▶ _What to work on_:
Of the lines in this listing, how many contain the word "components"? Give the number and nothing else.

▶ _Data_:
>> Begin

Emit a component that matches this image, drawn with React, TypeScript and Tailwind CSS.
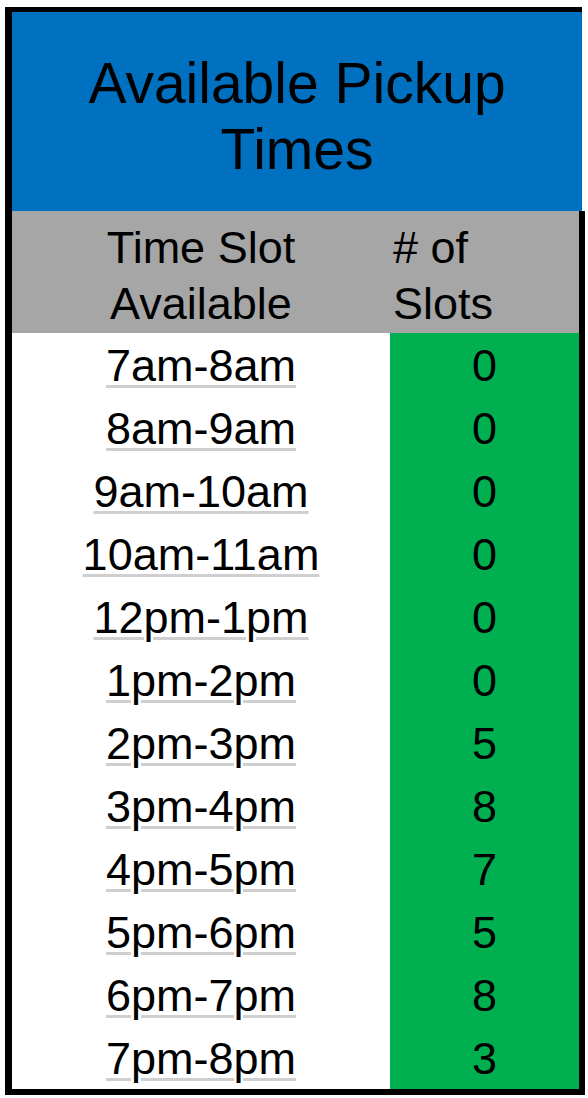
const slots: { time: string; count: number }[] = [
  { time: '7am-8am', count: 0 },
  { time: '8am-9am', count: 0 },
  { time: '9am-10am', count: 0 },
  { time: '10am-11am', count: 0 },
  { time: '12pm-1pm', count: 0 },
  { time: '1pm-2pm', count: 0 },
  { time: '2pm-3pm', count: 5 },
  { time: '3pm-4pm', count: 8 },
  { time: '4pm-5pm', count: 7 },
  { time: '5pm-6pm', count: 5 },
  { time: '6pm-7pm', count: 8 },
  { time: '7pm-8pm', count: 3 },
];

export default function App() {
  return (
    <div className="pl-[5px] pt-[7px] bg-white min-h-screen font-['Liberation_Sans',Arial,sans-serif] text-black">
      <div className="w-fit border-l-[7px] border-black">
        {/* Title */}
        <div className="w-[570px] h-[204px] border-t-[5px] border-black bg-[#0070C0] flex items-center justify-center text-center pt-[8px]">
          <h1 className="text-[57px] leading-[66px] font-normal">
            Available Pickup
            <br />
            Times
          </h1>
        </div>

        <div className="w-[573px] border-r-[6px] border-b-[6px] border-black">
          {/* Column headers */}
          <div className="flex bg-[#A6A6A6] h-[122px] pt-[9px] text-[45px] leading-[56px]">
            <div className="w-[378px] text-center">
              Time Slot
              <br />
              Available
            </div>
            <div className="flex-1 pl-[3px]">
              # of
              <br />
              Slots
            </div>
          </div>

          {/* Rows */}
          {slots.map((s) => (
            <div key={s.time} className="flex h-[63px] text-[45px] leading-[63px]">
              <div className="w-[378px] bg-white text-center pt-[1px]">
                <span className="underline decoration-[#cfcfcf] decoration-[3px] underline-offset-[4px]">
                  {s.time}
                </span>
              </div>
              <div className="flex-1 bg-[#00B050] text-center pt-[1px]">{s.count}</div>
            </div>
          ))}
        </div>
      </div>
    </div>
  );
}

>> End
>> Begin

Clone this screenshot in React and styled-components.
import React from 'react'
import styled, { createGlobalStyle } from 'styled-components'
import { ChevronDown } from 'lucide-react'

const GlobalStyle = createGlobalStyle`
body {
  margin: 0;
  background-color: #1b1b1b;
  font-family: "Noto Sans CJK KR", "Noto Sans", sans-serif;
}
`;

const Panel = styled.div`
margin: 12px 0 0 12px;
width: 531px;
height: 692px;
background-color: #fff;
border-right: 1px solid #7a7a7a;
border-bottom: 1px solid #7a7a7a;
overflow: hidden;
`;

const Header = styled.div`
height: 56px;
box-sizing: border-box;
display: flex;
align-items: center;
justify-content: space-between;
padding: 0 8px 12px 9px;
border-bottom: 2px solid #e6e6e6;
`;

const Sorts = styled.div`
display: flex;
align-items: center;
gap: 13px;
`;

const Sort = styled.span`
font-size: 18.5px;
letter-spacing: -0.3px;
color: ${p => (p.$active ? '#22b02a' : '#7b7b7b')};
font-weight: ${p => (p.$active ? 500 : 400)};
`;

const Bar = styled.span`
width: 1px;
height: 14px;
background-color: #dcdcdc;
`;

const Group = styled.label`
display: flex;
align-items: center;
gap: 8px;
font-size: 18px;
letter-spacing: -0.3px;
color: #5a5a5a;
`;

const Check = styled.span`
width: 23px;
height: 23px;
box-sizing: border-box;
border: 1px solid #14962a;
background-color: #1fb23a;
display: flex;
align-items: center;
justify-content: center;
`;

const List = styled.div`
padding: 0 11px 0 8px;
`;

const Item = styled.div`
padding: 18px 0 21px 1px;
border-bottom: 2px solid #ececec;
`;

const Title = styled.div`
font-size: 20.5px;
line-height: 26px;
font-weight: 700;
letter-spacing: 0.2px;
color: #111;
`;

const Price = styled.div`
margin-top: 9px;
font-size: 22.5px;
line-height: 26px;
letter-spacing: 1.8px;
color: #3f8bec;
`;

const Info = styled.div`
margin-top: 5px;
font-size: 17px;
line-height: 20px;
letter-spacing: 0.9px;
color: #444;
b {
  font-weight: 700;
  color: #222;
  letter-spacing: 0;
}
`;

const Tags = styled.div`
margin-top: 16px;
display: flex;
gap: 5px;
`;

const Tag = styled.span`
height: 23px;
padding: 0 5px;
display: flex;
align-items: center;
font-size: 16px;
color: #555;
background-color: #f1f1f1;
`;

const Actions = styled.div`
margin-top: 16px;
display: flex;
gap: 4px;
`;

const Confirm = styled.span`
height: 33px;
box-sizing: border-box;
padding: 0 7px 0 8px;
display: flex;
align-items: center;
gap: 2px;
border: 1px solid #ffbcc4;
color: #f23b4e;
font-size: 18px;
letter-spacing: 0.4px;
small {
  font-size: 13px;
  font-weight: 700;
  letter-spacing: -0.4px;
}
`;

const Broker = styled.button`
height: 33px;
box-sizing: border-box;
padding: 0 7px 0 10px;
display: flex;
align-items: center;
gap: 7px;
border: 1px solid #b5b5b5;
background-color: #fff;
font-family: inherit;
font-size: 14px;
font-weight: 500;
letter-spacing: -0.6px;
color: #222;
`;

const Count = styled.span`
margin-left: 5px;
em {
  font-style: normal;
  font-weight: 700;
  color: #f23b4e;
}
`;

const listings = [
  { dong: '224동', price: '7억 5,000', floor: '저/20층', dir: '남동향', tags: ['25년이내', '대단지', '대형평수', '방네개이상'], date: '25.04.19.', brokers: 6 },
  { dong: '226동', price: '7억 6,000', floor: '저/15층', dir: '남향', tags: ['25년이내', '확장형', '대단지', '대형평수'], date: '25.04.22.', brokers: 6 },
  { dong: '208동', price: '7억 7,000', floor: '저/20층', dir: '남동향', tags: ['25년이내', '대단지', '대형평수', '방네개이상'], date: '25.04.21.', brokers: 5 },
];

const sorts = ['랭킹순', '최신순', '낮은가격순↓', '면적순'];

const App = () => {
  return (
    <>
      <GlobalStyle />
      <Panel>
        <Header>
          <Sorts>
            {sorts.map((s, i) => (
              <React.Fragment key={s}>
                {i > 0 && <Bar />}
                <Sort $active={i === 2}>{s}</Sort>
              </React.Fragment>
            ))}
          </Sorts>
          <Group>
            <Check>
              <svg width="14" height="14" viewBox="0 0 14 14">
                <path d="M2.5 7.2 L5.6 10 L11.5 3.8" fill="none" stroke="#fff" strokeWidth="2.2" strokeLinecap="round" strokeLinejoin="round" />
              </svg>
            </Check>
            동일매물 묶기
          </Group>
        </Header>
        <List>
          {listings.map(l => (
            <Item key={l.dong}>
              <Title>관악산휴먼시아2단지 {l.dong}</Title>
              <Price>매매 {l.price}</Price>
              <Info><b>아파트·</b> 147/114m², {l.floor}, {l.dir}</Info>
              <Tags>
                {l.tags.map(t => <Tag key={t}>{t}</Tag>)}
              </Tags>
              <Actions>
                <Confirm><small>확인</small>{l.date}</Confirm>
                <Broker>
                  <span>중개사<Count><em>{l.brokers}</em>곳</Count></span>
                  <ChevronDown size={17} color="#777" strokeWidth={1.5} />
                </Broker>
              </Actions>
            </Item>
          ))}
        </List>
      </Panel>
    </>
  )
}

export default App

>> End
>> Begin

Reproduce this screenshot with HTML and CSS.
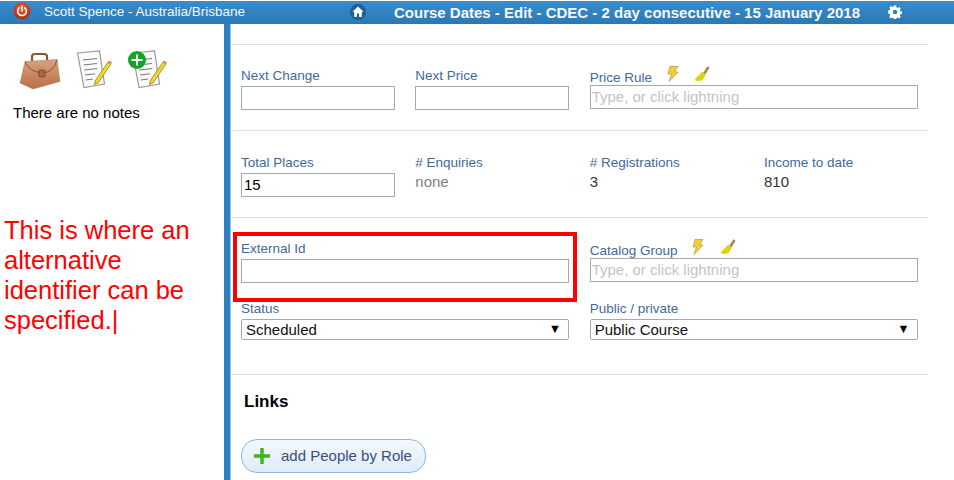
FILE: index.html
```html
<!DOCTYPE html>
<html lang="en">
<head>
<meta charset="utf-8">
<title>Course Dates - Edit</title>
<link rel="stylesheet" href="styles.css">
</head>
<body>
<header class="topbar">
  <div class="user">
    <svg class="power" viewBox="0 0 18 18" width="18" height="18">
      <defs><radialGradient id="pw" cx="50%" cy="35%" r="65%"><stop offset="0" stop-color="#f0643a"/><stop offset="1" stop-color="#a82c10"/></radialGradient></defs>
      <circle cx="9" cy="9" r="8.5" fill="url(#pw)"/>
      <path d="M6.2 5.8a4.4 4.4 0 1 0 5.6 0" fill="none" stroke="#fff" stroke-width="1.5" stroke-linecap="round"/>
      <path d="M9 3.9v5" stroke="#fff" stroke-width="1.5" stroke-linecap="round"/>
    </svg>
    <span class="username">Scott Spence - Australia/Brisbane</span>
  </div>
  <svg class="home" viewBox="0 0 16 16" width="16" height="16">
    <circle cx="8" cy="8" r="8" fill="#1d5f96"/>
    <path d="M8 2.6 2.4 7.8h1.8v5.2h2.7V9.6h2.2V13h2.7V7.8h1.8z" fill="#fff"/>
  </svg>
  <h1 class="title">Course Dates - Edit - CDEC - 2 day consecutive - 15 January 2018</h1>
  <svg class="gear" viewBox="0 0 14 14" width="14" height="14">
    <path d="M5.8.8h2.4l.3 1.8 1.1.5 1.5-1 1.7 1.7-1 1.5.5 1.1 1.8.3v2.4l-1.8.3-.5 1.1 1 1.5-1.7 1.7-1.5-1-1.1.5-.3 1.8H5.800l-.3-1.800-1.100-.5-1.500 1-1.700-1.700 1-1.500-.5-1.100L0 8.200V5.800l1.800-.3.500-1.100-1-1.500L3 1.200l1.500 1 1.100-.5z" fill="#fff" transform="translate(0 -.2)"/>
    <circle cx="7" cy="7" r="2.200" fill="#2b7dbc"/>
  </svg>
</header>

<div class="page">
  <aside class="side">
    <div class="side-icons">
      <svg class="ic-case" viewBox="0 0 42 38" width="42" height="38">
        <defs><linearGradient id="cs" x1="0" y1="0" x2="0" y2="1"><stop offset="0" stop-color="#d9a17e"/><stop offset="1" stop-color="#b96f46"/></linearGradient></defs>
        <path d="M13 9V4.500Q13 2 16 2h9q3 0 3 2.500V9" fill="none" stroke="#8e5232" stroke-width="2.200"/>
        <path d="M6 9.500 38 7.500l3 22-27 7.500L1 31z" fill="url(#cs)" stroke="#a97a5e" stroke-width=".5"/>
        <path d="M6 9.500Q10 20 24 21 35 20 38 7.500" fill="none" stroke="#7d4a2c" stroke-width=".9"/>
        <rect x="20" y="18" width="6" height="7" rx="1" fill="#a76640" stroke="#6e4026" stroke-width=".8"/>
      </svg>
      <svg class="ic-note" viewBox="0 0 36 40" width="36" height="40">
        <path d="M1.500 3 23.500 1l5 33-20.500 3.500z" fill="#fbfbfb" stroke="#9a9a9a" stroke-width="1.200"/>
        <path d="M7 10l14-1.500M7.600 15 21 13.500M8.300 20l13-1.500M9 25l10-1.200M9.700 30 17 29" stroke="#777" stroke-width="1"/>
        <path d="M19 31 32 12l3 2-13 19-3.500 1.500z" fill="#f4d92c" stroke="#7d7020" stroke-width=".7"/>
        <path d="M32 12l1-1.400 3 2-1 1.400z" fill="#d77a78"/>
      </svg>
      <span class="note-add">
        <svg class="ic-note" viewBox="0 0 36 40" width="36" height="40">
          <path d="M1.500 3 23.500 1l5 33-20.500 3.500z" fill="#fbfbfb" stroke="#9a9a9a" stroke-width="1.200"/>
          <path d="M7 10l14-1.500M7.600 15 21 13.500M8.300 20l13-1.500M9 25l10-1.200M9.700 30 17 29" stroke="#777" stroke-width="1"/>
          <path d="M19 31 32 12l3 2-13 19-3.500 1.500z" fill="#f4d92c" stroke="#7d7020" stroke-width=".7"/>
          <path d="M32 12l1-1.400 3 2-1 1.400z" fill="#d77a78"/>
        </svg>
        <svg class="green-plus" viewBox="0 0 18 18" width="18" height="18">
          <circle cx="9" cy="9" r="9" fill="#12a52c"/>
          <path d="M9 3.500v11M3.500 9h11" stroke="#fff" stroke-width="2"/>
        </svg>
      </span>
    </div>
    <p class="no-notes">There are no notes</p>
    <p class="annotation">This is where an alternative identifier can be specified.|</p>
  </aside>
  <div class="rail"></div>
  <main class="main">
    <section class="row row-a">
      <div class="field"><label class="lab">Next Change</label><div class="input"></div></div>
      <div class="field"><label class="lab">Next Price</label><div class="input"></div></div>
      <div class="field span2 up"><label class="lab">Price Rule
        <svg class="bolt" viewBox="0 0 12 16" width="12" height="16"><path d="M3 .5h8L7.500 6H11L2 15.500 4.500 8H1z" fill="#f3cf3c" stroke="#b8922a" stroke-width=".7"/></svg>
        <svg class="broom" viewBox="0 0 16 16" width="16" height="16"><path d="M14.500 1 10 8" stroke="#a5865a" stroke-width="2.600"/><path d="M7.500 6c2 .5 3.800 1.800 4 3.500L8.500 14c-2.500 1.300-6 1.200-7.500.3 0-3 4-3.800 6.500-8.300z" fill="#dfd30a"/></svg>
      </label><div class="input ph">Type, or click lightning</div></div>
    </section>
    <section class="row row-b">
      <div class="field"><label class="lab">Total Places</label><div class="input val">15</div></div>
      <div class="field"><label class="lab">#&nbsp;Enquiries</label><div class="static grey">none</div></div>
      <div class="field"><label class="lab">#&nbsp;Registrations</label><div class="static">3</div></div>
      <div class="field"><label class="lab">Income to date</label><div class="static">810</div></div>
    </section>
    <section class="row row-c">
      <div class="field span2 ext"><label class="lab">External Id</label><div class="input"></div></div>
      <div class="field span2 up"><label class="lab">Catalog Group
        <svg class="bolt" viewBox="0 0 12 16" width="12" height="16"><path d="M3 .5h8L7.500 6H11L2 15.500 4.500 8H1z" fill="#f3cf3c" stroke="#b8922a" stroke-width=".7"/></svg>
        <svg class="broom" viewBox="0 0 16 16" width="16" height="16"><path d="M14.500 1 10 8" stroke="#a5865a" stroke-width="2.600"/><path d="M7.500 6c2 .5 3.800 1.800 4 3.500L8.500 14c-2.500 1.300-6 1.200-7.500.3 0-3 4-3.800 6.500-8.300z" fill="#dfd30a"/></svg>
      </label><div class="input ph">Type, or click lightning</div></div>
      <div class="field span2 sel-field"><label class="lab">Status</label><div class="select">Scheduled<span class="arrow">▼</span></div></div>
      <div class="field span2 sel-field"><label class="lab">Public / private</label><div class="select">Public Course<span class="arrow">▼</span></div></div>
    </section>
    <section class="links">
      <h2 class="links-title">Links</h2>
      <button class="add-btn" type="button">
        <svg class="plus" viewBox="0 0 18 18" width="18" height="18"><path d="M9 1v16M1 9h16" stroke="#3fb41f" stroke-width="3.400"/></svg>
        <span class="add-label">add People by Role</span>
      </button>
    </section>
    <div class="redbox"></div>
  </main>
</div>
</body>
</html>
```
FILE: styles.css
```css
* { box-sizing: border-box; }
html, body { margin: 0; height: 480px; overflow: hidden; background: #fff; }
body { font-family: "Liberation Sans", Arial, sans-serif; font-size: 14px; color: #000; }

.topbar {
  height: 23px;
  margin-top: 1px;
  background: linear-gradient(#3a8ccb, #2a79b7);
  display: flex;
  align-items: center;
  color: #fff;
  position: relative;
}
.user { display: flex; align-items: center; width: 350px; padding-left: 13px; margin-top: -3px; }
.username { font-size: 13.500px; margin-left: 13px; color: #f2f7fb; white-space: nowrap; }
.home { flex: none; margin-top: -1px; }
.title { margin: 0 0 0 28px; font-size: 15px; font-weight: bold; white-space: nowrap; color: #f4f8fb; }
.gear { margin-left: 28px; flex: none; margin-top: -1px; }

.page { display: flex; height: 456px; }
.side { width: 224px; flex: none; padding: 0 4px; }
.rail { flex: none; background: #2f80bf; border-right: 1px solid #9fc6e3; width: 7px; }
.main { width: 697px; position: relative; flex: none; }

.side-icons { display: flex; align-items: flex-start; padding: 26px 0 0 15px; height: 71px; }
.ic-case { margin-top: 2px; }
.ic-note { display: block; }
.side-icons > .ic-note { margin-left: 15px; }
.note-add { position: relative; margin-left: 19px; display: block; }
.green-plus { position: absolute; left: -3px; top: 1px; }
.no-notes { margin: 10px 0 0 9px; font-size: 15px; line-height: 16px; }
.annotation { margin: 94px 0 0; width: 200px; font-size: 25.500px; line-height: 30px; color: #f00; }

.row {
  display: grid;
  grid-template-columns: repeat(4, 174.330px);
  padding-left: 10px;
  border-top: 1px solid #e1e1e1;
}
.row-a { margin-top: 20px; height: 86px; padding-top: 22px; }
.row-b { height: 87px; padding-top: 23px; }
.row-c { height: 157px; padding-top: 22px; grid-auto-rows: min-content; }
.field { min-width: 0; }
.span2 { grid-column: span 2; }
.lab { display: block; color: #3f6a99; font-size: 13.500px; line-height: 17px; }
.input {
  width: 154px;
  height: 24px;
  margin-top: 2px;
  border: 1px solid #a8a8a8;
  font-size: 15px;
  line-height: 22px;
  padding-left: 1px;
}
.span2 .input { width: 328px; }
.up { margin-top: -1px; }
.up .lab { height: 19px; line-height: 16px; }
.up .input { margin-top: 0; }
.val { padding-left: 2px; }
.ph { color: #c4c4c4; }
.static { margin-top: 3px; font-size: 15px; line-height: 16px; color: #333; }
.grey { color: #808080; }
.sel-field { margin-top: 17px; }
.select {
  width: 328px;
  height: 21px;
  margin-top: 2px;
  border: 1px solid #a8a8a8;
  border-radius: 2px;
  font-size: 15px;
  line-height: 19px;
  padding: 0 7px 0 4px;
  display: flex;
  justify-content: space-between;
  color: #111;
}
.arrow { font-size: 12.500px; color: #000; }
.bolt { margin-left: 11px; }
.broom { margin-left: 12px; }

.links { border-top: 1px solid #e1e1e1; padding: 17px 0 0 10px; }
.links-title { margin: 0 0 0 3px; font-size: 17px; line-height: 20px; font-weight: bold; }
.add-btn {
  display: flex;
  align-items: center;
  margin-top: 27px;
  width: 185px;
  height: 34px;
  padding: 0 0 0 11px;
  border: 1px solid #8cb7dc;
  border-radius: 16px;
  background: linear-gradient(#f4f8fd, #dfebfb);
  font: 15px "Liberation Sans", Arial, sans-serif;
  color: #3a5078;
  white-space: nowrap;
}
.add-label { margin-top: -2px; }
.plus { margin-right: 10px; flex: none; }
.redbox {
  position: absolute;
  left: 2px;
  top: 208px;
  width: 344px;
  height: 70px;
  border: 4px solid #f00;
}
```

>> End

▶ _Output of the exercise_:
2